9. Managing system failures

From DARWIN
Jump to: navigation, search


Managing system failures

Associated cards

9.1. Supporting Development and Maintenance of Alternative Working Methods

The card supports the development and the maintenance of Alternative Working Methods (AWMs) in case of system failure. System failures are situations in which an essential component to ensure continuity in the service offered by the organization is either lost or functioning in a degraded mode and there is no backup, emergency or contingency solution available by design. Applying an AWM means performing one or more activities within the organizations in a way which is remarkably different from what described in existing procedures or practices, in order to bypass the constrain created by the system failure.
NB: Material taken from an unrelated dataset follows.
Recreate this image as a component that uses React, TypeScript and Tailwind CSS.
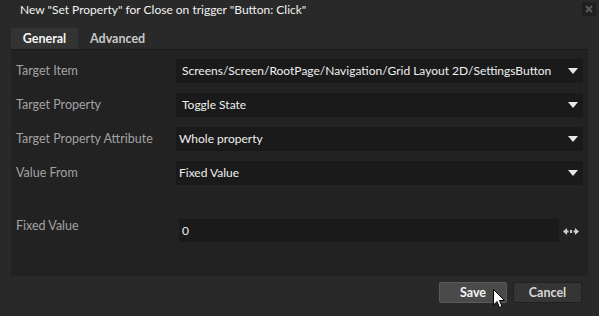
import { useState } from "react";

type TabId = "general" | "advanced";

const rows: Array<{ label: string; value: string; inset: string }> = [
  {
    label: "Target Item",
    value: "Screens/Screen/RootPage/Navigation/Grid Layout 2D/SettingsButton",
    inset: "pl-[6px]",
  },
  { label: "Target Property", value: "Toggle State", inset: "pl-[6px]" },
  { label: "Target Property Attribute", value: "Whole property", inset: "pl-[3px]" },
  { label: "Value From", value: "Fixed Value", inset: "pl-[3px]" },
];

function Caret() {
  return (
    <svg width="10" height="6" viewBox="0 0 10 6" className="shrink-0">
      <path d="M0 0 H10 L5 6 Z" fill="#e8e8e8" />
    </svg>
  );
}

function ArrowsIcon() {
  return (
    <svg width="16" height="9" viewBox="0 0 16 9">
      <path d="M0 4.5 L4 1 V8 Z" fill="#d0d0d0" />
      <rect x="4" y="3.5" width="1.5" height="2" fill="#d0d0d0" />
      <rect x="7" y="3" width="2" height="3" fill="#d0d0d0" />
      <rect x="10.5" y="3.5" width="1.5" height="2" fill="#d0d0d0" />
      <path d="M16 4.5 L12 1 V8 Z" fill="#d0d0d0" />
    </svg>
  );
}

function Cursor() {
  return (
    <svg width="13" height="20" viewBox="0 0 13 20" className="absolute left-[493px] top-[289px]">
      <path
        d="M0.5 0.5 V16 L4 12.5 L6.5 18.5 L9 17.5 L6.5 11.5 H11.5 Z"
        fill="#ffffff"
        stroke="#000000"
        strokeWidth="1"
      />
    </svg>
  );
}

export default function App() {
  const [tab, setTab] = useState<TabId>("general");

  return (
    <div
      className="relative h-[316px] w-[599px] overflow-hidden bg-[#292929] text-[12px] text-[#f0f0f0]"
      style={{ fontFamily: 'Lato, "Noto Sans", sans-serif' }}
    >
      <div className="flex h-[20px] items-start justify-between">
        <p className="pl-[20px] pt-[1px] text-[12px] leading-[17px] text-[#f2f2f2]">
          New "Set Property" for Close on trigger "Button: Click"
        </p>
        <button
          type="button"
          className="mr-[3px] mt-[2px] flex h-[14px] w-[14px] items-center justify-center bg-[#1f1f1f]"
        >
          <svg width="8" height="8" viewBox="0 0 8 8">
            <path d="M1 1 L7 7 M7 1 L1 7" stroke="#5a5a5a" strokeWidth="2" />
          </svg>
        </button>
      </div>

      <div className="mt-[8px] flex pl-[11px]">
        <button
          type="button"
          onClick={() => setTab("general")}
          className={`h-[21px] w-[67px] rounded-t-[2px] text-[12.5px] font-bold leading-[21px] ${
            tab === "general" ? "bg-[#333333] text-[#f4f4f4]" : "text-[#c8c8c8]"
          }`}
        >
          General
        </button>
        <button
          type="button"
          onClick={() => setTab("advanced")}
          className={`ml-[1px] h-[21px] px-[11px] text-[12.5px] font-bold leading-[21px] ${
            tab === "advanced" ? "bg-[#333333] text-[#f4f4f4]" : "text-[#c8c8c8]"
          }`}
        >
          Advanced
        </button>
      </div>

      <div className="ml-[11px] h-[227px] w-[577px] border-t border-[#1a1a1a] bg-[#222222] px-[5px] pt-[9px]">
        <div className="flex flex-col gap-[10px]">
          {rows.map((row) => (
            <div key={row.label} className="flex h-[24px] items-center">
              <span className="w-[160px] shrink-0 text-[12.5px] text-[#a3a3a3]">{row.label}</span>
              <div
                className={`flex h-[24px] flex-1 items-center justify-between bg-[#1a1a1a] pr-[5px] ${row.inset}`}
              >
                <span className="whitespace-nowrap">{row.value}</span>
                <Caret />
              </div>
            </div>
          ))}
        </div>

        <div className="mt-[30px] flex items-start">
          <span className="w-[163px] shrink-0 pt-[2px] text-[12.5px] text-[#a3a3a3]">Fixed Value</span>
          <div className="mt-[4px] flex h-[23px] w-[380px] items-center bg-[#1a1a1a] pl-[3px]">
            0
          </div>
          <div className="ml-[4px] mt-[12px]">
            <ArrowsIcon />
          </div>
        </div>
      </div>

      <div className="mt-[6px] flex justify-end gap-[6px] pr-[17px]">
        <button
          type="button"
          className="h-[21px] w-[68px] rounded-[2px] border border-[#5a5a5a] bg-[#4a4a4a] text-[12.5px] font-bold leading-[19px] text-[#f4f4f4]"
        >
          Save
        </button>
        <button
          type="button"
          className="h-[21px] w-[69px] rounded-[2px] border border-[#202020] bg-[#353535] text-[12.5px] font-bold leading-[19px] text-[#d8d8d8]"
        >
          Cancel
        </button>
      </div>

      <Cursor />
    </div>
  );
}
It may imply following different steps in the way to perform the activity, using different tools or cooperating with different people (or all of the above) with respect to what is normally done without the system failure.

INTERVENTION

  • Preparing organizations to ensure business continuity in the face of major system failures by supporting the development of alternative working methods (AWMs).
  • Making sure that relevant people in the organization will be ready to identify and use the AWM
  • Making sure that the identification of AWMs is based on a thorough analysis of potential failure scenarios, not manageable with ordinary backup systems and with a potential for compromising the business continuity

MECHANISM

  • Identifying possible AWMs in dedicated focus groups, based on three main principles:
    • Revising already existing AWMs
    • Reverting to “older” working methods, such as using older facilities characterized by a lower level of automation
    • Envisioning alternative uses of existing resources
  • Making sure relevant people in the organizations are aware of the availability of AWMs
  • Making sure relevant people in the organizations are sufficiently trained to use AWMs in case they will be needed
  • Tailoring the mechanism to situations before, during or after a crisis due to a major system failure.

OUTCOME

  • Organizations for which maintaining business continuity shortly after a major system failure is of critical importance
  • Organization for which it is impossible to design in advance a backup system for all possible occurrences of system failure
  • Organizations which are ready to provisionally reorganize their resources in the face of a system failure even if this would imply significant deviation from ordinary procedures, working methods and hierarchical structures
  • Organizations whose activities depend on critical infrastructure that may experience failures on which they do not have full control

CONTEXT

  • It should be clear who is in charge of deciding the feasability and sustenaibility of the alternative methods, as well as the transition process (begin it/end it)
  • There should be a clear communication on the development and manteinenche of alternatives working methods to all the relevant mebers involved in the decisions.